**Given instruction**
Show every line that has the string "screenshot" in it.

Entries with page source code:
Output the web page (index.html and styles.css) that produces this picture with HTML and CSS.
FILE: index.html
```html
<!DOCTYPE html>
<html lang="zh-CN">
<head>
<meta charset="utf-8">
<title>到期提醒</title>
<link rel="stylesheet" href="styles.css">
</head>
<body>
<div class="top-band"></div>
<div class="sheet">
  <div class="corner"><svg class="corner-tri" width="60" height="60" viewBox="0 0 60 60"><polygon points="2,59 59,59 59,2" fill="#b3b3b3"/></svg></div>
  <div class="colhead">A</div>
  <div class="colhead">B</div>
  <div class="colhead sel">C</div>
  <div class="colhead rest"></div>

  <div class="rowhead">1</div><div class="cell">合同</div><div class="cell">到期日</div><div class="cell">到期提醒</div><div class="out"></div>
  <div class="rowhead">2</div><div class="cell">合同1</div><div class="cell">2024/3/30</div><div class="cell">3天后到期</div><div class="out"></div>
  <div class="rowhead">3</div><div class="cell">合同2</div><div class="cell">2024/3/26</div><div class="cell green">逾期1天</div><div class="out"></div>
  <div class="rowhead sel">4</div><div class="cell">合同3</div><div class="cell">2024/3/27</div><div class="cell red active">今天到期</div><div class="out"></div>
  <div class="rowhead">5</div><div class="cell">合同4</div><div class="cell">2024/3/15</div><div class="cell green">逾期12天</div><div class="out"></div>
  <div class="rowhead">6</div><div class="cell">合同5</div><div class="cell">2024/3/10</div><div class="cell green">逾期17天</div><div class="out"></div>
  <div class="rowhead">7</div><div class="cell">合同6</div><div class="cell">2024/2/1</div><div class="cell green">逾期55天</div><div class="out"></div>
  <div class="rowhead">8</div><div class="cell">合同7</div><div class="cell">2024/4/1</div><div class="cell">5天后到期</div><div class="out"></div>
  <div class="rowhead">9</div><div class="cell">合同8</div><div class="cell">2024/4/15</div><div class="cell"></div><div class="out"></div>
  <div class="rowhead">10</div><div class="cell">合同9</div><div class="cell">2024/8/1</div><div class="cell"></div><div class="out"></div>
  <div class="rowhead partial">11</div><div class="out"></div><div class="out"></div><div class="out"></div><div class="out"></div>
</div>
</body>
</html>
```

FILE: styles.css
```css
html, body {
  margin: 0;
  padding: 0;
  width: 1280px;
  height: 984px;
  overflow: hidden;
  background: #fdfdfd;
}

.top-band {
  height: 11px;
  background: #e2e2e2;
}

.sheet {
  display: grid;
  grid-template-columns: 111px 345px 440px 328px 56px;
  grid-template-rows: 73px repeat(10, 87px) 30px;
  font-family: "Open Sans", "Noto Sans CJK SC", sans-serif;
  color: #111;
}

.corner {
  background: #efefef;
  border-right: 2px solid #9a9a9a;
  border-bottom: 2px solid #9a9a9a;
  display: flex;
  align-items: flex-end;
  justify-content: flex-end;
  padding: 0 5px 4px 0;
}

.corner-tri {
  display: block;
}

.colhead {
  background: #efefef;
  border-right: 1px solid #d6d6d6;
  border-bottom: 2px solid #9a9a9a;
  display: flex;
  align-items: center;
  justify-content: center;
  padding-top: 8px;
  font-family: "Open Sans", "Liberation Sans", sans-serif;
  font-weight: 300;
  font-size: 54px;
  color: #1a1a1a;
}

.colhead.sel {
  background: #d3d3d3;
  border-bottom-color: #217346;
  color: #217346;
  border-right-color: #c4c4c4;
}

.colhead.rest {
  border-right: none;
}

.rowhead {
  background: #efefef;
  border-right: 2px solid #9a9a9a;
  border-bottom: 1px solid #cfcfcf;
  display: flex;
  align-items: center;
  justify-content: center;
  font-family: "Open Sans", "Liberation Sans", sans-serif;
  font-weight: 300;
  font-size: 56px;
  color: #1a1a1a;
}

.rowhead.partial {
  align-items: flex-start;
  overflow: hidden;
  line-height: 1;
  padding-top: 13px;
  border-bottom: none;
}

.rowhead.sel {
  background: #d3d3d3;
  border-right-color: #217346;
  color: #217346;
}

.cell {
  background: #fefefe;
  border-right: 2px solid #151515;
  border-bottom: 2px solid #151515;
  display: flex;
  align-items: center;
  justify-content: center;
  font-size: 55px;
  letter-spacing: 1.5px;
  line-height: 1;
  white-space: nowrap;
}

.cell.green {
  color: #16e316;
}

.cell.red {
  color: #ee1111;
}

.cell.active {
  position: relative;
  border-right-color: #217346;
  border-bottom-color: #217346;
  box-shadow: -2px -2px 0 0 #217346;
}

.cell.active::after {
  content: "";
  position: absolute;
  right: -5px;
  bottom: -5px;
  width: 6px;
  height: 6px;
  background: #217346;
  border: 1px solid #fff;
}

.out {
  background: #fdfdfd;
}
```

--

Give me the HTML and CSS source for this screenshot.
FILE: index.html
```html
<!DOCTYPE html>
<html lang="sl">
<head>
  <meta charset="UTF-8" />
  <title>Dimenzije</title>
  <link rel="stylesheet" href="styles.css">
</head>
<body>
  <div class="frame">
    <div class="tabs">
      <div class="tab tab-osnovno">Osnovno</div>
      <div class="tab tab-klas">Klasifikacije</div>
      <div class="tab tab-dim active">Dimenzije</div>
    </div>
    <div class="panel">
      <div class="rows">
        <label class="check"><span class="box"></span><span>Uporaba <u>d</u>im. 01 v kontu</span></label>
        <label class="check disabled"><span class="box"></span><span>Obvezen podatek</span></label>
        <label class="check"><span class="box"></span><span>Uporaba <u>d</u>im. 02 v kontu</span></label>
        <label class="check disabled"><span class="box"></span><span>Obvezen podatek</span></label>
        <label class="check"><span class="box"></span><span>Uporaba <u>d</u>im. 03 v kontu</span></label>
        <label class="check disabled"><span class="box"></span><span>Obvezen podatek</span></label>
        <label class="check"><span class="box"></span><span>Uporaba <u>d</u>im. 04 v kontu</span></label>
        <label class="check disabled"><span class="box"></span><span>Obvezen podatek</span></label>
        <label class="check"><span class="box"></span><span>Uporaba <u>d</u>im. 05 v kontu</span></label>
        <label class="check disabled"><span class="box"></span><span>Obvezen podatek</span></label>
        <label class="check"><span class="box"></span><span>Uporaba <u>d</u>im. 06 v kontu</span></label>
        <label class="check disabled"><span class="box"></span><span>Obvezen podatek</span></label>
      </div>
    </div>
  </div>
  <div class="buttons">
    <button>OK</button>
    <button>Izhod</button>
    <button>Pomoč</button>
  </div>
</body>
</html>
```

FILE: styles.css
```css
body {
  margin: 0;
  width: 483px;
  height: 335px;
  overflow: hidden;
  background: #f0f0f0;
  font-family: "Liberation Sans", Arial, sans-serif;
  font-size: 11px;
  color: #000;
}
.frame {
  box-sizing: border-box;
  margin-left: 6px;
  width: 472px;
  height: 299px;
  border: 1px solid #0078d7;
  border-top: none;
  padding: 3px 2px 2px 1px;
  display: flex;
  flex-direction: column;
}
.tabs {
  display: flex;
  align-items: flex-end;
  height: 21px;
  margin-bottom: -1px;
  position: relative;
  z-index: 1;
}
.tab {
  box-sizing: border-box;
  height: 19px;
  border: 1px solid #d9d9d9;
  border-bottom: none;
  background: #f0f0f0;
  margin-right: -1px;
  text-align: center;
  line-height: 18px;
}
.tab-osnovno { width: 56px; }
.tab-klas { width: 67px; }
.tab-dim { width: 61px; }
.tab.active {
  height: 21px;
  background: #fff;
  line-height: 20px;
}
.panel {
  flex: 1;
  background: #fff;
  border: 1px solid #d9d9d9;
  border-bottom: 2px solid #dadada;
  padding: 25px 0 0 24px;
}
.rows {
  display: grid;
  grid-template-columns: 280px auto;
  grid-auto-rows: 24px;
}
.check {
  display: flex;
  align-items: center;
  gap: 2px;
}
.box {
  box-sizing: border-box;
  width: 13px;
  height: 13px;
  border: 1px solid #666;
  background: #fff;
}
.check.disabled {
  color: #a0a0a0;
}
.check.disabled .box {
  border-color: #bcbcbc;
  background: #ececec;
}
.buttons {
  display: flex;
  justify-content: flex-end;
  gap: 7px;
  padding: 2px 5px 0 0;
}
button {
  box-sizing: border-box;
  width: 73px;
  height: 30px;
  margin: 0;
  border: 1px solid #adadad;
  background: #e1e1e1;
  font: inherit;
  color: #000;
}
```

==

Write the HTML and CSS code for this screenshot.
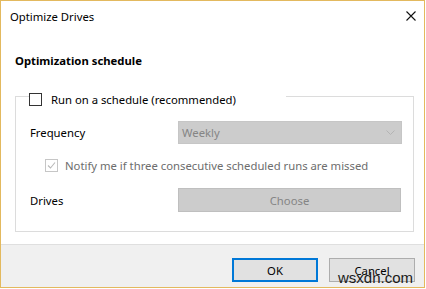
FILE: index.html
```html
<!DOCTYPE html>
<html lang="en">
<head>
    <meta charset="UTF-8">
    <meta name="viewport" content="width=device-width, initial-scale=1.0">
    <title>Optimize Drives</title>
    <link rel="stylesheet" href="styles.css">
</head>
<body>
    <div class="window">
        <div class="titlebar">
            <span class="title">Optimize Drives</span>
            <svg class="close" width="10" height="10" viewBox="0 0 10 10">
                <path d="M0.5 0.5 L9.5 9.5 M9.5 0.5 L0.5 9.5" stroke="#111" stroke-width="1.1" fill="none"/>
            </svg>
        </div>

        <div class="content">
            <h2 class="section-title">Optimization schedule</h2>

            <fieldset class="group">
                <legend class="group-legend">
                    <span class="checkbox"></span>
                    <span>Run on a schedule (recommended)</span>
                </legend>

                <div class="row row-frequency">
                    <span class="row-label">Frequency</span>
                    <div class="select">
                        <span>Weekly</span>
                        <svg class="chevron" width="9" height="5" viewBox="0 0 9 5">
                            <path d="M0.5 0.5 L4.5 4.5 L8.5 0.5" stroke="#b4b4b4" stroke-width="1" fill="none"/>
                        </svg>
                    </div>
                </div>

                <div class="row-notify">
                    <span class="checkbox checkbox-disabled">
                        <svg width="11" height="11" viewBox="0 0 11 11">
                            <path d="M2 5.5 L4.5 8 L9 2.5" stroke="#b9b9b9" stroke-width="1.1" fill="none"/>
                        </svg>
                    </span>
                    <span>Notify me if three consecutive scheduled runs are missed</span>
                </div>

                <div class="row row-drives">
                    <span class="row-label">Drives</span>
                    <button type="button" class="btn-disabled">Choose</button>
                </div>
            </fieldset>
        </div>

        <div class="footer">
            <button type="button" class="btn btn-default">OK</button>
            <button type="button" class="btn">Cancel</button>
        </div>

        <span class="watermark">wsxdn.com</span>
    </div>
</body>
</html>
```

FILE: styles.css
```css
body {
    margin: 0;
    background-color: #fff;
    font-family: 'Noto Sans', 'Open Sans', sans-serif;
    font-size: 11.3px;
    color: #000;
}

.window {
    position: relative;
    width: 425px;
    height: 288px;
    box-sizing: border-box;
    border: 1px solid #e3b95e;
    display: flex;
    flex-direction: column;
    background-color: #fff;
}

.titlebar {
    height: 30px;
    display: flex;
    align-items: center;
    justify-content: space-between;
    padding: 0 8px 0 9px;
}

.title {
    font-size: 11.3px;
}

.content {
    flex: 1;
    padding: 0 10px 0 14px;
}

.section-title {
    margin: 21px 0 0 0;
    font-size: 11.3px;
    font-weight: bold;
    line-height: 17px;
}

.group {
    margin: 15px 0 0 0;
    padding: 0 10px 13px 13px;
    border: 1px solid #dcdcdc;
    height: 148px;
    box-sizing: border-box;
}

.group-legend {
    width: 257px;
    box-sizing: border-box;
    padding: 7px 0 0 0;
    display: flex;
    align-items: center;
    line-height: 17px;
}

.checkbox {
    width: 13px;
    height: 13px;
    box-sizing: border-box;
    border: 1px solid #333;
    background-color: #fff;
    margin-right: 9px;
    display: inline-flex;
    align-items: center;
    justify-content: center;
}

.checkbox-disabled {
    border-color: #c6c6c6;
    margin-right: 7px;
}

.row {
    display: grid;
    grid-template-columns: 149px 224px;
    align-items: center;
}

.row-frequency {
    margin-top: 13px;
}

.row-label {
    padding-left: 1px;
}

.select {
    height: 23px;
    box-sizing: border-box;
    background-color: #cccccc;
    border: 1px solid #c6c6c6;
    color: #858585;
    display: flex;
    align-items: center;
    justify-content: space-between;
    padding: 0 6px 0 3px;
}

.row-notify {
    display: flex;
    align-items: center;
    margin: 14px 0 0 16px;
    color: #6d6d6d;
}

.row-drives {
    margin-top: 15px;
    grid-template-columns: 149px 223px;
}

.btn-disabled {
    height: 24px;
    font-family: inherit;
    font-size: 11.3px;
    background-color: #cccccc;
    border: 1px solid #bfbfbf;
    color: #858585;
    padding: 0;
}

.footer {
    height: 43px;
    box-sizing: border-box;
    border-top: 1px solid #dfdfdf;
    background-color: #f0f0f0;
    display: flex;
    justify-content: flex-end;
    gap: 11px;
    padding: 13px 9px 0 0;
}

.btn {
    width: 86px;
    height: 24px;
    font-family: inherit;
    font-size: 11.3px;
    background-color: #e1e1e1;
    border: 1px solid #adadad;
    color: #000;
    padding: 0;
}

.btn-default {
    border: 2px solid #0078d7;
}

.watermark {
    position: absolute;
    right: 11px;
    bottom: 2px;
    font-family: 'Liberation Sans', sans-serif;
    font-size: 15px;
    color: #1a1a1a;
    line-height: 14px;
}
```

**Worked solution**
Give me the HTML and CSS source for this screenshot.
Write the HTML and CSS code for this screenshot.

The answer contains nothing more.